IFGH 2012: Using Community Health Workers to Manage Hypertension in Urban India: A Cost- Effectiveness Analysis

January 29, 2012

Authors:Murphy A.1,2, Schulman-Marcus J.3, Prabhakaran D.4, Gaziano T.2,5

Author Affiliations:1London School of Hygiene and Tropical Medicine (London, UK), 2Harvard School of Public Health (Boston, US), 3Columbia Medical School (New York, US), 4Centre for  Chronic Disease Control (New Delhi, India), 5Harvard Medical School (Boston, UK)

Option 1– Scientific / Empirical Research Findings Presented as – Oral Presentation

Aims:

Our objective was to estimate the net costs and cost per Disability-adjusted Life Year (DALY) averted associated with a hypothetical intervention using Community Health Workers (CHWs) to manage hypertension in India.

Methods:

Using a Global Markov Cardiovascular Disease (CVD) model, we assessed the cost-effectiveness of a hypothetical CHW intervention in urban India. Demographic information and prevalence of risk factors were taken from the UN Population Division and the Global Burden of Disease study. Ten-year risk of CVD events was calculated using the Framingham Risk Score. The annual probability of non-CVD death is based on WHO life tables.
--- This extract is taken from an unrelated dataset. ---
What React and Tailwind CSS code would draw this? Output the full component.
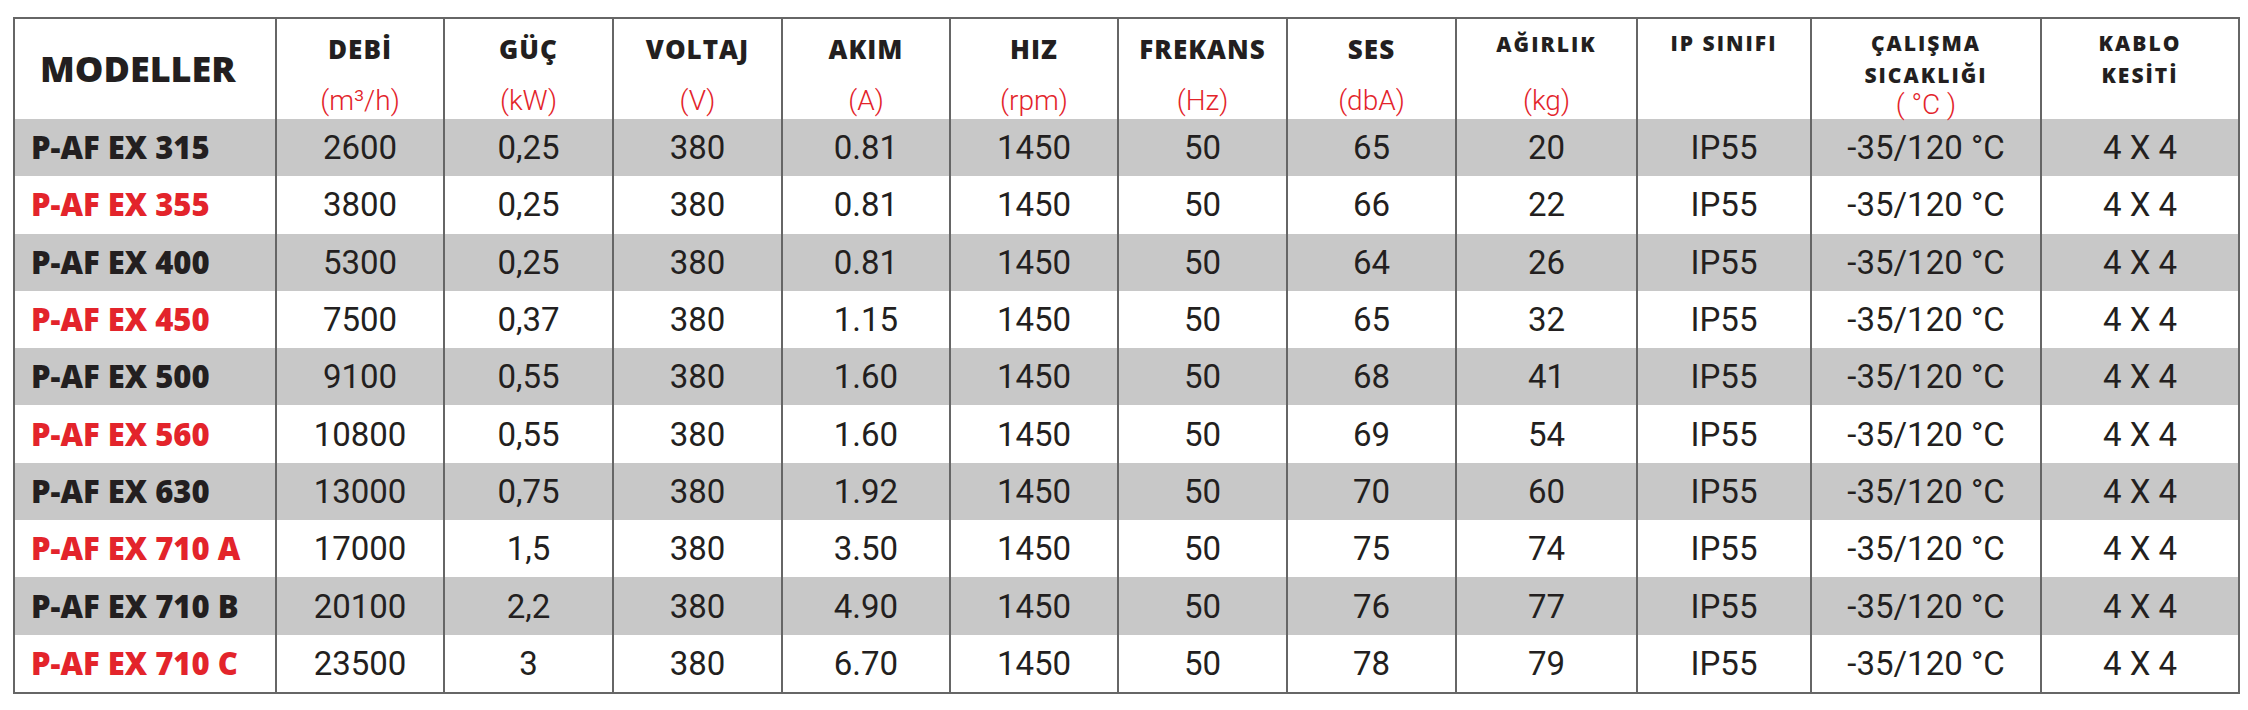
import React from 'react';

const RED = 'text-[#e3242b]';

const rows = [
  ['P-AF EX 315', '2600', '0,25', '380', '0.81', '1450', '50', '65', '20'],
  ['P-AF EX 355', '3800', '0,25', '380', '0.81', '1450', '50', '66', '22'],
  ['P-AF EX 400', '5300', '0,25', '380', '0.81', '1450', '50', '64', '26'],
  ['P-AF EX 450', '7500', '0,37', '380', '1.15', '1450', '50', '65', '32'],
  ['P-AF EX 500', '9100', '0,55', '380', '1.60', '1450', '50', '68', '41'],
  ['P-AF EX 560', '10800', '0,55', '380', '1.60', '1450', '50', '69', '54'],
  ['P-AF EX 630', '13000', '0,75', '380', '1.92', '1450', '50', '70', '60'],
  ['P-AF EX 710 A', '17000', '1,5', '380', '3.50', '1450', '50', '75', '74'],
  ['P-AF EX 710 B', '20100', '2,2', '380', '4.90', '1450', '50', '76', '77'],
  ['P-AF EX 710 C', '23500', '3', '380', '6.70', '1450', '50', '78', '79'],
];

const cols = 'grid grid-cols-[262px_168px_169px_169px_168px_168px_169px_169px_181px_174px_230px_196px]';
const line = 'border-r-2 border-[#666]';
const headFont = "font-['Open_Sans',sans-serif] font-extrabold text-[#231f20] leading-none";
const unitFont = `font-['Roboto',sans-serif] font-light text-[28px] leading-none ${RED}`;

// standard header: title + unit
const Head = ({ title, unit }) => (
  <div className={`${line} flex flex-col items-center pt-[17px]`}>
    <span className={`${headFont} text-[26px] tracking-[1px]`}>{title}</span>
    <span className={`${unitFont} mt-[25px]`}>{unit}</span>
  </div>
);

const SmallTitle = ({ children, className = '' }) => (
  <span className={`${headFont} text-[21px] tracking-[2px] ${className}`}>{children}</span>
);

export default function App() {
  return (
    <div className="w-[2248px] h-[710px] bg-white pt-[17px] pl-[13px]">
      <div className="w-[2227px] border-2 border-[#666]">
        {/* header */}
        <div className={`${cols} h-[100px]`}>
          <div className={`${line} flex items-center pl-[25px]`}>
            <span className={`${headFont} text-[36px]`}>MODELLER</span>
          </div>
          <Head title="DEBİ" unit="(m³/h)" />
          <Head title="GÜÇ" unit="(kW)" />
          <Head title="VOLTAJ" unit="(V)" />
          <Head title="AKIM" unit="(A)" />
          <Head title="HIZ" unit="(rpm)" />
          <Head title="FREKANS" unit="(Hz)" />
          <Head title="SES" unit="(dbA)" />
          <div className={`${line} flex flex-col items-center pt-[15px]`}>
            <SmallTitle>AĞIRLIK</SmallTitle>
            <span className={`${unitFont} mt-[32px]`}>(kg)</span>
          </div>
          <div className={`${line} flex flex-col items-center pt-[14px]`}>
            <SmallTitle>IP SINIFI</SmallTitle>
          </div>
          <div className={`${line} flex flex-col items-center pt-[14px]`}>
            <SmallTitle>ÇALIŞMA</SmallTitle>
            <SmallTitle className="mt-[11px]">SICAKLIĞI</SmallTitle>
            <span className={`${unitFont} mt-[5px]`}>( °C )</span>
          </div>
          <div className="flex flex-col items-center pt-[14px]">
            <SmallTitle>KABLO</SmallTitle>
            <SmallTitle className="mt-[11px]">KESİTİ</SmallTitle>
          </div>
        </div>

        {/* body */}
        {rows.map((r, i) => {
          const cells = [...r.slice(1), 'IP55', '-35/120 °C', '4 X 4'];
          return (
            <div key={r[0]} className={`${cols} h-[57.3px] ${i % 2 === 0 ? 'bg-[#c8c8c8]' : 'bg-white'}`}>
              <div className={`${line} flex items-center pl-[16px]`}>
                <span className={`font-['Open_Sans',sans-serif] font-extrabold text-[31px] leading-none ${i % 2 === 0 ? 'text-[#231f20]' : RED}`}>
                  {r[0]}
                </span>
              </div>
              {cells.map((c, j) => (
                <div
                  key={j}
                  className={`${j < cells.length - 1 ? line : ''} flex items-center justify-center font-['Roboto',sans-serif] text-[33px] leading-none text-[#231f20]`}
                >
                  {c}
                </div>
              ))}
            </div>
          );
        })}
      </div>
    </div>
  );
}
The necessary inputs of a CHW intervention and the associated blood pressure reduction (3 mm/Hg) were estimated based on literature from other settings. Cost estimates were obtained from WHO CHOICE.

Results:

The estimated cost of an intervention where 30 CHWs are trained and each paid roughly $3900/year (USD) to make 2 visits to 22050 patient homes over one year is $ 141 904.10 (USD), or $6.44/patient, $3.22/visit.

Over 10 years the annual $141 000 cost of the program would be offset by $110 000 saved each year in health care expenditures through reduced strokes and ischemic heart disease events, resulting in a net cost of $31 000 per year. Sixty-five DALYs would be averted annually leading to a cost-effectiveness ratio of approximately $475/DALY averted over the course of the 10 years.

If the annual salary of a CHW drops below $1400, or the number of visits per patient is reduced to one per year, or the blood pressure reduction is above 5.3 mm Hg, the intervention becomes cost saving.

Conclusion:

We demonstrated that the use of CHWs for improving adherence to medications and changes in lifestyle among hypertensive patients is a cost-effective strategy for addressing increased incidence of CVD in India.